ZDNet has obtained one presentation used by the Australian Federal Police (AFP) in lobbying Prime Minister Tony Abbott behind closed doors for mandatory data-retention legislation to pass.

The Australian government is pushing for mandatory data-retention legislation to pass through the parliament in the final two sitting weeks before the Budget in May.

The legislation will require telecommunications companies to retain all customer communications data -- such as call records, assigned IP addresses, billing information, download volumes, and other so-called "metadata" -- for two years for warrantless access by law enforcement.

The government has accepted all proposed amendments put forward by the Joint Committee on Intelligence and Security (JCIS) late last month, and is expected to introduce the amendments to the legislation in the next two weeks.

Abbott and his government have been attempting to make the case for why it needs the data of every Australian citizen kept on the off chance that it may help in an investigation, but polls show that the public does not yet trust the government on this issue.

In February, Abbott held a press conference at AFP's Melbourne headquarters, where he expressed the need for the legislation to pass as a result of a private presentation he was given by AFP Commissioner Andrew Colvin.

"I want to say thank you to you, commissioner, and thank you to all of the AFP staff this morning for the briefing that you provided to the minister and myself on metadata and its importance in fighting crime, whether it be child abuse, whether it be terrorism, whether it be fraud, drug importation. Whatever it is, metadata is vitally important -- absolutely critical," Abbott said at the time.

"Now, as we know, technology is changing all the time, and telecommunications companies are not keeping these records for as long as they did. We have, if you like, a burning platform, and as a result of that burning platform, increasingly, police and other crime fighting agencies are going blind.

"That's why we need this metadata-retention legislation. It's an absolutely vital part of the national security legislation that this government has been progressively introducing over the last few months."

Colvin said that metadata is "a basic building block" for investigations, without which investigations would be "severely hampered".

ZDNet has obtained a redacted copy of the presentation under Freedom of Information. The presentation goes through largely the same arguments that the AFP has made to the parliament in the past, highlighting specific instances where telecommunications data has been used to investigate child abuse, terrorism, and organised crime cases.

Mandatory Data Retention legislation presentation

The AFP highlighted Operation Inca, which dealt with 20 shipping containers containing 4.4 tonnes of ecstasy in Port Melbourne in 2007. The AFP accessed 2,000 call records in this case, and used it to obtain intercept warrants. The AFP also used access to telco data such as which SIM was used in which handset, and the time, date, and cell site for calls.

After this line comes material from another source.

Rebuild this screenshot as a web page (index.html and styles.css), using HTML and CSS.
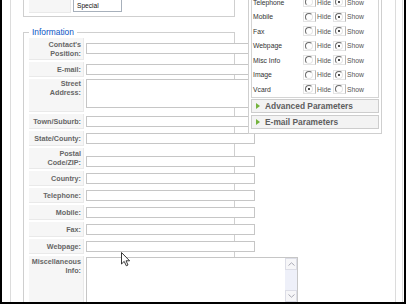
FILE: index.html
```html
<!DOCTYPE html>
<html>
<head>
<meta charset="utf-8">
<link rel="stylesheet" href="styles.css">
</head>
<body>
<div class="frame">
  <div class="page">
    <div class="cols">
      <div class="lcol">
        <div class="fs-top">
          <div class="top-row">
            <div class="key-top"></div>
            <div class="listbox"><div class="opt">Special</div></div>
          </div>
        </div>
        <fieldset class="fs-info">
          <legend>Information</legend>
          <div class="form">
            <div class="row r-contact"><div class="key">Contact's<br>Position:</div><div class="field"><input class="in" type="text"></div></div>
            <div class="row"><div class="key">E-mail:</div><div class="field"><input class="in" type="text"></div></div>
            <div class="row r-street"><div class="key top">Street<br>Address:</div><div class="field"><textarea class="ta"></textarea></div></div>
            <div class="row"><div class="key">Town/Suburb:</div><div class="field"><input class="in" type="text"></div></div>
            <div class="row"><div class="key">State/County:</div><div class="field"><input class="in" type="text"></div></div>
            <div class="row r-postal"><div class="key">Postal<br>Code/ZIP:</div><div class="field"><input class="in" type="text"></div></div>
            <div class="row"><div class="key">Country:</div><div class="field"><input class="in" type="text"></div></div>
            <div class="row"><div class="key">Telephone:</div><div class="field"><input class="in" type="text"></div></div>
            <div class="row"><div class="key">Mobile:</div><div class="field"><input class="in" type="text"></div></div>
            <div class="row"><div class="key">Fax:</div><div class="field"><input class="in" type="text"></div></div>
            <div class="row"><div class="key">Webpage:</div><div class="field"><input class="in" type="text"></div></div>
            <div class="row r-misc"><div class="key top">Miscellaneous<br>Info:</div>
              <div class="field">
                <div class="misc">
                  <div class="misc-body"></div>
                  <div class="sbar">
                    <div class="sbtn"><svg width="7" height="4" viewBox="0 0 7 4"><path d="M0.5 3.5 L3.5 0.8 L6.5 3.5" fill="none" stroke="#a9a9b4" stroke-width="1"/></svg></div>
                    <div class="strack"></div>
                    <div class="sbtn"><svg width="7" height="4" viewBox="0 0 7 4"><path d="M0.5 0.5 L3.5 3.2 L6.5 0.5" fill="none" stroke="#a9a9b4" stroke-width="1"/></svg></div>
                  </div>
                </div>
              </div>
            </div>
          </div>
        </fieldset>
      </div>
      <div class="rcol">
        <div class="pane">
          <div class="panel">
            <div class="prow"><span class="plabel">Telephone</span><span class="radio"><i></i></span><span class="rl">Hide</span><span class="radio on"><i></i></span><span class="rl">Show</span></div>
            <div class="prow"><span class="plabel">Mobile</span><span class="radio"><i></i></span><span class="rl">Hide</span><span class="radio on"><i></i></span><span class="rl">Show</span></div>
            <div class="prow"><span class="plabel">Fax</span><span class="radio"><i></i></span><span class="rl">Hide</span><span class="radio on"><i></i></span><span class="rl">Show</span></div>
            <div class="prow"><span class="plabel">Webpage</span><span class="radio"><i></i></span><span class="rl">Hide</span><span class="radio on"><i></i></span><span class="rl">Show</span></div>
            <div class="prow"><span class="plabel">Misc Info</span><span class="radio"><i></i></span><span class="rl">Hide</span><span class="radio on"><i></i></span><span class="rl">Show</span></div>
            <div class="prow"><span class="plabel">Image</span><span class="radio"><i></i></span><span class="rl">Hide</span><span class="radio on"><i></i></span><span class="rl">Show</span></div>
            <div class="prow"><span class="plabel">Vcard</span><span class="radio on"><i></i></span><span class="rl">Hide</span><span class="radio"><i></i></span><span class="rl">Show</span></div>
          </div>
          <div class="toggler"><span class="arrow"></span>Advanced Parameters</div>
          <div class="toggler"><span class="arrow"></span>E-mail Parameters</div>
        </div>
      </div>
    </div>
  </div>
  <svg class="cursor" width="11" height="16" viewBox="0 0 11 16"><path d="M0.5 0.5 L0.5 12 L3.2 9.4 L5.3 13.8 L7 13 L5 8.8 L8.6 8.8 Z" fill="#fff" stroke="#222" stroke-width="0.9" stroke-linejoin="round"/></svg>
</div>
</body>
</html>
```
FILE: styles.css
```css
* { box-sizing: border-box; margin: 0; padding: 0; }
html, body { width: 407px; height: 306px; overflow: hidden; background: #fff; }
body { font-family: "Liberation Sans", Arial, sans-serif; }

.frame {
  position: relative;
  width: 406px;
  height: 304px;
  border-left: 2px solid #000;
  border-right: 2px solid #000;
  border-bottom: 2px solid #000;
  overflow: hidden;
  background: #fff;
}
.page {
  margin-left: 8px;
  width: 393px;
  height: 302px;
  border-left: 1px solid #dcdcdc;
  border-right: 1px solid #dcdcdc;
}
.cols {
  display: flex;
  width: 385px;
  height: 100%;
  border-right: 1px solid #dcdcdc;
}
.lcol { flex: 0 0 237px; width: 237px; }
.rcol { flex: 0 0 134px; width: 134px; }

/* upper (cut) fieldset */
.fs-top {
  margin: -9px 0 0 12px;
  width: 212px;
  border: 1px solid #cfcfcf;
  border-top: none;
  padding: 0 5px 3px 5px;
}
.top-row { display: flex; align-items: flex-start; gap: 2px; height: 22px; }
.key-top {
  width: 42px; height: 22px;
  background: #f6f6f6;
  border-bottom: 1px solid #e9e9e9;
  border-right: 1px solid #e9e9e9;
}
.listbox {
  width: 49px; height: 21px;
  border: 1px solid #a7b0bb;
  display: flex; flex-direction: column; justify-content: flex-end;
  padding: 0 0 1px 3px;
  font-size: 6.6px; line-height: 9px; color: #111;
}

/* information fieldset */
.fs-info {
  margin: 10px 0 0 12px;
  width: 212px;
  min-width: 0;
  border: 1px solid #cfcfcf;
  padding: 0 5px 10px 5px;
}
.fs-info legend {
  padding: 0 3px;
  font-size: 8.4px;
  line-height: 11px;
  color: #0b55c4;
}
.form { display: flex; flex-direction: column; gap: 2px; }
.row { display: grid; grid-template-columns: 55px minmax(0, 1fr); height: 15px; }
.key {
  background: #f6f6f6;
  border-bottom: 1px solid #e9e9e9;
  border-right: 1px solid #e9e9e9;
  color: #666;
  font-weight: bold;
  font-size: 7.2px;
  line-height: 9px;
  text-align: right;
  padding-right: 2px;
  display: flex;
  align-items: center;
  justify-content: flex-end;
}
.key.top { align-items: flex-start; }
.field { display: flex; align-items: center; padding-left: 2px; }
.in {
  flex: none;
  width: 169px; height: 11px;
  border: 1px solid #c6c6c6;
  background: #fff;
  outline: none;
}
.r-contact { height: 22px; }
.r-contact .field { align-items: flex-start; padding-top: 5px; }
.r-street { height: 33px; }
.r-street .field { align-items: flex-start; }
.ta {
  flex: none;
  width: 169px; height: 29px;
  border: 1px solid #c6c6c6;
  resize: none;
  background: #fff;
}
.r-postal { height: 21px; }
.r-postal .field { align-items: flex-start; padding-top: 8px; }
.r-misc { height: 60px; }
.r-misc .key { padding-top: 1px; }
.r-misc .field { align-items: flex-start; padding-top: 1px; }
.misc {
  flex: none;
  width: 212px; height: 46px;
  border: 1px solid #c6c6c6;
  background: #fff;
  display: flex;
}
.misc-body { flex: 1; }
.sbar { width: 12px; display: flex; flex-direction: column; background: #eef0f9; }
.sbtn {
  height: 12px;
  background: #f6f6f8;
  border: 1px solid #dcdde6;
  display: flex; align-items: center; justify-content: center;
}
.strack { flex: 1; }

/* right column */
.pane {
  margin-top: -7px;
  border: 1px solid #cfcfcf;
  padding: 0 2px 4px 2px;
  background: #fff;
}
.panel { border: 1px solid #d4d4d4; margin-bottom: 1.5px; }
.prow {
  height: 14.5px;
  display: flex;
  align-items: center;
  font-size: 6.8px;
  color: #333;
}
.plabel { width: 51px; padding-left: 1px; flex: none; }
.radio {
  flex: none;
  width: 13px; height: 10px;
  border: 1px solid #e4e4e4;
  border-right-color: #b9b9b9;
  display: flex; align-items: center;
  padding-left: 1px;
}
.radio i {
  width: 8px; height: 8px;
  border-radius: 50%;
  border: 1px solid;
  border-color: #6a6a6a #e6e6e6 #e6e6e6 #6a6a6a;
  display: flex; align-items: center; justify-content: center;
}
.radio.on i::after {
  content: "";
  width: 2px; height: 2px;
  border-radius: 50%;
  background: #111;
}
.rl { width: 16px; margin-left: 1px; color: #555; flex: none; }
.toggler {
  height: 14px;
  border: 1px solid #cdcdcd;
  background: #f3f3f3;
  display: flex; align-items: center;
  padding-left: 4px;
  font-weight: bold;
  font-size: 8.4px;
  color: #5e5e5e;
  margin-bottom: 2px;
}
.toggler:last-child { margin-bottom: 0; }
.arrow {
  width: 0; height: 0;
  border-left: 4px solid #74b33c;
  border-top: 3px solid transparent;
  border-bottom: 3px solid transparent;
  margin-right: 5px;
}

.cursor { position: absolute; left: 119px; top: 252px; }
```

The AFP has, however, not been able to quantify exactly how many cases have been solved using metadata, or how many prosecutions have been obtained. Nor has the AFP been able to explain how needing a warrant would in any way harm its ability to undertake these activities.

It comes as the JCIS will meet this week to discuss the implications of the legislation on journalists and their sources. The legislation does not prevent a government agency from using its power to access a journalist's call records to determine who that journalist has been talking to.

Opposition Leader Bill Shorten has said that Labor reserves the right to amend the legislation to protect journalists, but the data-retention legislation is due to pass before the committee reports back.

The Australian Federal Police refused to confirm whether any journalists have been the subject of telecommunications data requests. ZDNet attempted to extract information about the AFP's history of accessing journalists' telecommunications data under Freedom of Information, but was refused on the basis that revealing whether the AFP has used its power in that way in the past would threaten its ability to access telecommunications data to investigate journalists in the future.